The ‘high value debt listed entities’ on the date of notification of this amendment would be determined on basis of value of principal outstanding of listed debt securities as on March 31, 2021.

‘Comply or explain’ shall mean that the entity shall endeavour to comply with the provisions and achieve full compliance by March 31, 2023. In case the entity is not able to achieve full compliance with the provisions, till such time, it shall explain the reasons for such non-compliance/ partial compliance and the steps initiated to achieve full compliance in the quarterly compliance report filed under Regulation 27(2) (a).

New category of ‘high value debt listed entity’ has been brought in for applicability of Regulations 15 to 27 of Chapter IV of SEBI LODR.
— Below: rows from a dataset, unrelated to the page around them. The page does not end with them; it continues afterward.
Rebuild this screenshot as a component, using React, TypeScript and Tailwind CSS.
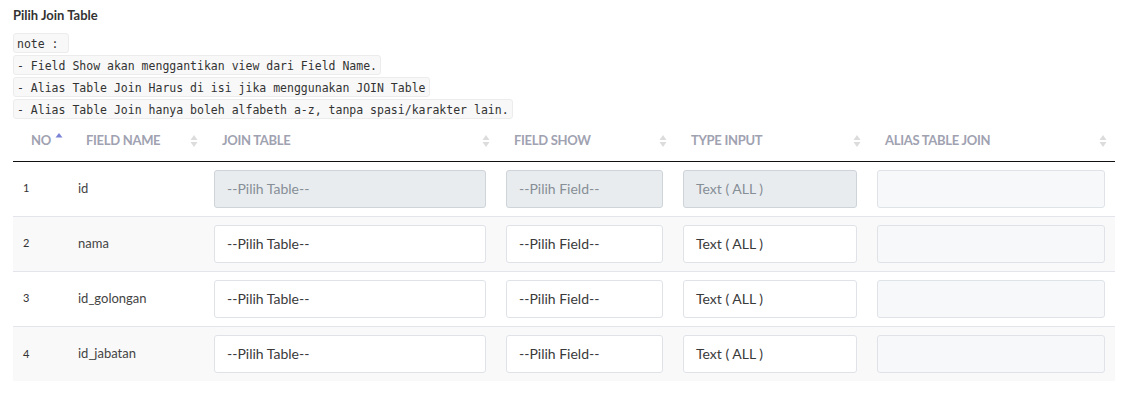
import React from "react";

const rows = [
  { no: 1, name: "id", disabled: true },
  { no: 2, name: "nama", disabled: false },
  { no: 3, name: "id_golongan", disabled: false },
  { no: 4, name: "id_jabatan", disabled: false },
];

const notes = [
  "note : ",
  "- Field Show akan menggantikan view dari Field Name.",
  "- Alias Table Join Harus di isi jika menggunakan JOIN Table",
  "- Alias Table Join hanya boleh alfabeth a-z, tanpa spasi/karakter lain.",
];

function SortIcon({ active }: { active?: boolean }) {
  if (active) {
    return (
      <svg width="8" height="12" viewBox="0 0 8 12" className="absolute left-[42px] top-[11px]">
        <path d="M4 1 L7.5 5.5 L0.5 5.5 Z" fill="#7b83d6" />
      </svg>
    );
  }
  return (
    <svg width="8" height="13" viewBox="0 0 8 13" className="absolute right-[8px] top-1/2 -translate-y-1/2">
      <path d="M4 0.5 L7.5 5.5 L0.5 5.5 Z" fill="#dcdcdc" />
      <path d="M4 12.5 L7.5 7.5 L0.5 7.5 Z" fill="#dcdcdc" />
    </svg>
  );
}

function Field({ text, disabled }: { text?: string; disabled?: boolean }) {
  const base = "h-[38px] w-full rounded-[3px] border px-3 flex items-center text-[14px]";
  if (text === undefined) {
    return <div className={base + " bg-[#f7f8fa] border-[#dfe3e8]"} />;
  }
  return (
    <div
      className={
        base +
        (disabled
          ? " bg-[#e9ecef] border-[#ced4da] text-[#868e96]"
          : " bg-white border-[#dfe3e8] text-[#3a3a3a]")
      }
    >
      {text}
    </div>
  );
}

export default function App() {
  const headers = [
    { label: "NO", pl: "pl-[18px]", active: true },
    { label: "FIELD NAME", pl: "pl-[18px]" },
    { label: "JOIN TABLE", pl: "pl-[16px]" },
    { label: "FIELD SHOW", pl: "pl-[16px]" },
    { label: "TYPE INPUT", pl: "pl-[16px]" },
    { label: "ALIAS TABLE JOIN", pl: "pl-[16px]" },
  ];

  return (
    <div className="w-[1128px] h-[402px] bg-white px-[13px] pt-[6px] font-['Lato','Noto_Sans',sans-serif] text-[#333]">
      <div className="text-[13px] leading-[18px] font-bold text-[#333]">Pilih Join Table</div>

      <div className="mt-[9px] flex flex-col items-start gap-[2px]">
        {notes.map((n) => (
          <code
            key={n}
            className="h-[20px] leading-[20px] px-[3px] rounded-[3px] border border-[#ececec] bg-[#f8f8f8] text-[11.5px] text-[#333] whitespace-pre font-['DejaVu_Sans_Mono','Liberation_Mono',monospace]"
          >
            {n}
          </code>
        ))}
      </div>

      <table className="mt-[2px] w-[1102px] table-fixed border-collapse">
        <colgroup>
          <col className="w-[55px]" />
          <col className="w-[138px]" />
          <col className="w-[292px]" />
          <col className="w-[177px]" />
          <col className="w-[194px]" />
          <col className="w-[246px]" />
        </colgroup>
        <thead>
          <tr className="border-b border-[#111]">
            {headers.map((h) => (
              <th
                key={h.label}
                className={
                  "relative h-[40px] text-left align-middle text-[13px] font-bold text-[#9fa2b1] tracking-[-0.3px] " +
                  h.pl
                }
              >
                {h.label}
                <SortIcon active={h.active} />
              </th>
            ))}
          </tr>
        </thead>
        <tbody>
          {rows.map((r, i) => (
            <tr
              key={r.no}
              className={
                "border-t border-[#e3e5ea] " + (i % 2 === 1 ? "bg-[#f9f9f9]" : "bg-white")
              }
            >
              <td className="h-[55px] pl-[10px] align-middle text-[11px] text-[#333]">{r.no}</td>
              <td className="pl-[10px] align-middle text-[13px] text-[#444]">{r.name}</td>
              <td className="pl-2 pr-3 align-middle">
                <Field text="--Pilih Table--" disabled={r.disabled} />
              </td>
              <td className="pl-2 pr-3 align-middle">
                <Field text="--Pilih Field--" disabled={r.disabled} />
              </td>
              <td className="pl-2 pr-3 align-middle">
                <Field text="Text ( ALL )" disabled={r.disabled} />
              </td>
              <td className="pl-2 pr-[10px] align-middle">
                <Field />
              </td>
            </tr>
          ))}
        </tbody>
      </table>
    </div>
  );
}
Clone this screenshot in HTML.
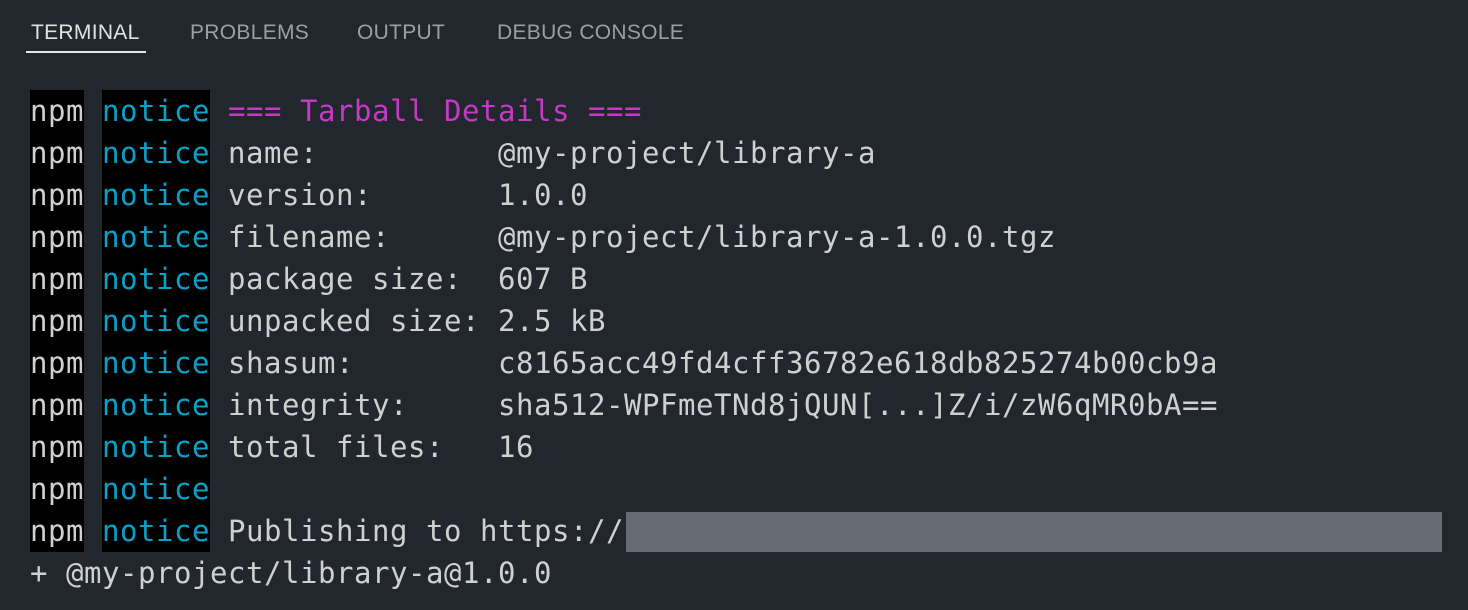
<!DOCTYPE html>
<html><head><style>
html,body{margin:0;padding:0;background:#22262d;width:1468px;height:610px;overflow:hidden}
.tab{position:absolute;top:21px;font-family:"Liberation Sans",sans-serif;font-size:21px;letter-spacing:0.3px;color:#9b9fa6}
.ul{position:absolute;left:26px;top:51px;width:120px;height:2px;background:#e6e6e6}
.t{position:absolute;left:30px;font-family:"DejaVu Sans Mono",monospace;font-size:29px;letter-spacing:0.54px;line-height:42px;height:42px;color:#d0d0d0;white-space:pre}
.b{background:#000;display:inline-block;height:42px}
.c{color:#0aa0c8}
.m{color:#c43ac4}
.red{position:absolute;left:626px;top:512px;width:816px;height:40px;background:#666b76}
</style></head><body>
<div class="tab" style="left:31px;color:#e2e2e2">TERMINAL</div>
<div class="tab" style="left:190px">PROBLEMS</div>
<div class="tab" style="left:357px">OUTPUT</div>
<div class="tab" style="left:497px">DEBUG CONSOLE</div>
<div class="ul"></div>
<div class="t" style="top:90px"><span class="b">npm</span> <span class="b c">notice</span> <span class="m">=== Tarball Details ===</span></div>
<div class="t" style="top:132px"><span class="b">npm</span> <span class="b c">notice</span> name:          @my-project/library-a</div>
<div class="t" style="top:174px"><span class="b">npm</span> <span class="b c">notice</span> version:       1.0.0</div>
<div class="t" style="top:216px"><span class="b">npm</span> <span class="b c">notice</span> filename:      @my-project/library-a-1.0.0.tgz</div>
<div class="t" style="top:258px"><span class="b">npm</span> <span class="b c">notice</span> package size:  607 B</div>
<div class="t" style="top:300px"><span class="b">npm</span> <span class="b c">notice</span> unpacked size: 2.5 kB</div>
<div class="t" style="top:342px"><span class="b">npm</span> <span class="b c">notice</span> shasum:        c8165acc49fd4cff36782e618db825274b00cb9a</div>
<div class="t" style="top:384px"><span class="b">npm</span> <span class="b c">notice</span> integrity:     sha512-WPFmeTNd8jQUN[...]Z/i/zW6qMR0bA==</div>
<div class="t" style="top:426px"><span class="b">npm</span> <span class="b c">notice</span> total files:   16</div>
<div class="t" style="top:468px"><span class="b">npm</span> <span class="b c">notice</span></div>
<div class="t" style="top:510px"><span class="b">npm</span> <span class="b c">notice</span> Publishing to https://</div>
<div class="red"></div>
<div class="t" style="top:552px">+ @my-project/library-a@1.0.0</div>
</body></html>
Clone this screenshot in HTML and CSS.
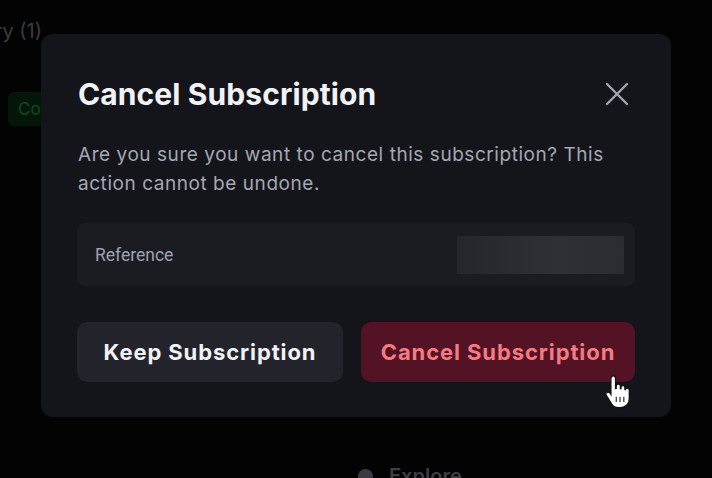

Analysis of SEBI (SAST) (Third Amendment) Regulations, 2021

Applicability

Particulars Applicable entities Applicable dates
Chapter IV – Regulations 16 to 27 Entities which has listed its non-convertible securities on a recognised stock exchange and has outstanding listed debt securities of Rs. 500 crores or more [hereinafter referred to as “high value debt listed entities” Applicable w.e.f. 07th September, 2021 on “comply or explain” basis

Mandatory w.e.f. 31st March, 2023.

Comply or explain shall mean –

a.   Comply with the requirements within 31st March, 2023

b. In case of non-compliance/partial compliance, explain reasons for same along with steps initiated to ensure compliance.

– to be reported in the quarterly compliance report filed under Reg 27

Amendments relating to Chapter V of the Listing Regulations applicable on all entities which have listed its non-convertible securities on recognised stock exchange with effect from 7th September, 2021.

Further, it is mentionable that vide amendment in Reg 3(3) of the Listing Regulations, the Corporate Governance Provisions once applicable on a high value debt listed entities, has to be complied with and does not cease to apply subsequently unless the company has no listed debt outstanding.